From Dictionary of American Naval Fighting Ships,
Vol. VI (1976), pp. 251-252
An original Army name commemorating the Allied offensive in September 1918. During the campaign, troops of the United States First Army commanded by General Pershing cut off and destroyed the German-held St. Mihiel salient.
(AP-32: dp. 8,550; l. 448'; b. 58'2";, dr. 28'; s. 15.5 k.; cpl. 253; a. 1 5", 4 3")
St. Mihiel (AP-32), launched in October 1920 for the United States Shipping Board by the American International Shipbuilding Corp. Hog Island, Pa., was operated by the United States Army Transportation Corps until mid-1940. Then transferred to the Navy, she was commissioned as St.
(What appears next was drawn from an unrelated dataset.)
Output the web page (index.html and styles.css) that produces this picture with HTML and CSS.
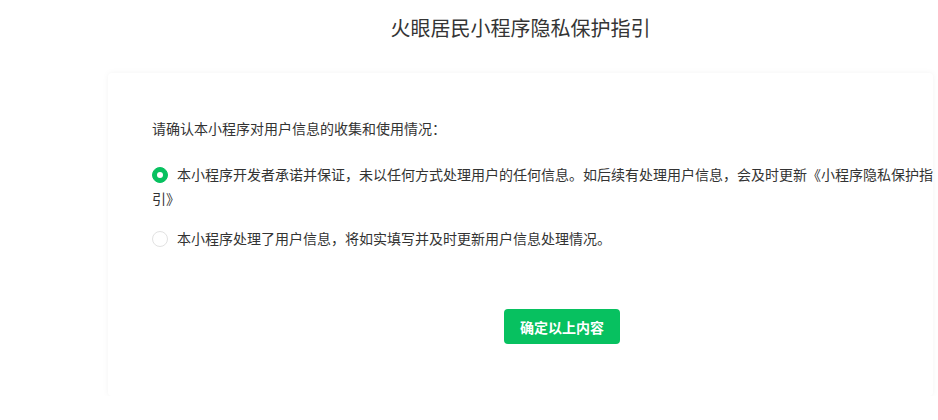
FILE: index.html
```html
<!DOCTYPE html>
<html lang="zh-CN">
<head>
  <meta charset="utf-8">
  <meta name="viewport" content="width=device-width, initial-scale=1">
  <title>火眼居民小程序隐私保护指引</title>
  <link rel="stylesheet" href="styles.css">
</head>
<body>

<div class="page">
  <h1 class="title">火眼居民小程序隐私保护指引</h1>

  <div class="card">
    <div class="inner">
      <p class="intro">请确认本小程序对用户信息的收集和使用情况：</p>

      <label class="option">
        <span class="radio checked"></span>本小程序开发者承诺并保证，未以任何方式处理用户的任何信息。如后续有处理用户信息，会及时更新《小程序隐私保护指引》
      </label>

      <label class="option">
        <span class="radio"></span>本小程序处理了用户信息，将如实填写并及时更新用户信息处理情况。
      </label>

      <div class="actions">
        <button class="btn">确定以上内容</button>
      </div>
    </div>
  </div>
</div>

</body>
</html>
```

FILE: styles.css
```css
html, body {margin: 0; padding: 0; background: #fff; overflow-x: hidden;}
body {font-family: "Noto Sans CJK SC", "Microsoft YaHei", sans-serif; color: #333; font-size: 14px;}
.page {margin-left: 108px; width: 825px;}
.title {margin: 14px 0 0; font-size: 20px; line-height: 28px; font-weight: normal; text-align: center; color: #353535;}
.card {margin-top: 31px; padding: 43px 0 52px 44px; background: #fff; border-radius: 4px; box-shadow: 0 0 6px rgba(0,0,0,.05);}
.inner {width: 820px;}
.intro {margin: 0 0 22px; line-height: 24px;}
.option {display: block; line-height: 24px; margin-bottom: 16px; padding-right: 34px; cursor: pointer;}
.radio {display: inline-block; width: 16px; height: 16px; box-sizing: border-box; border: 1px solid #e2e2e2; border-radius: 50%; margin-right: 9px; vertical-align: -3px; position: relative;}
.radio.checked {background: #07c160; border-color: #07c160;}
.radio.checked::after {content: ""; position: absolute; left: 4px; top: 4px; width: 6px; height: 6px; border-radius: 50%; background: #fff;}
.actions {margin-top: 59px; text-align: center;}
.btn {width: 116px; height: 35px; border: 0; border-radius: 4px; background: #07c160; color: #fff; font-family: inherit; font-size: 14px; font-weight: bold; cursor: pointer;}
```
Mihiel (AP-32) on 22 July 1941, Comdr. Edward B. Rodgers in command.
Having operated as a transport between the west coast and Alaska, with occasional runs to Hawaii prior to her transfer to the Navy, St. Mihiel performed the same duty after commissioning. Into 1943, she called regularly at ports on mainland Alaska and in the eastern Aleutians. In May 1943, she participated in the occupation of Attu; then resumed more routine transport duties.
On 9 September 1943, two days later, she headed south to San Francisco. On the 23d, she steamed west to Hawaii and from there began her last voyage for the United States. Transiting the Panama Canal in mid-October, she steamed on to Boston, where she was decommissioned on 16 November 1943 and returned to the Army which used her as a hospital ship for the remainder of World War II.
St. Mihiel received one battle star for her World War II service.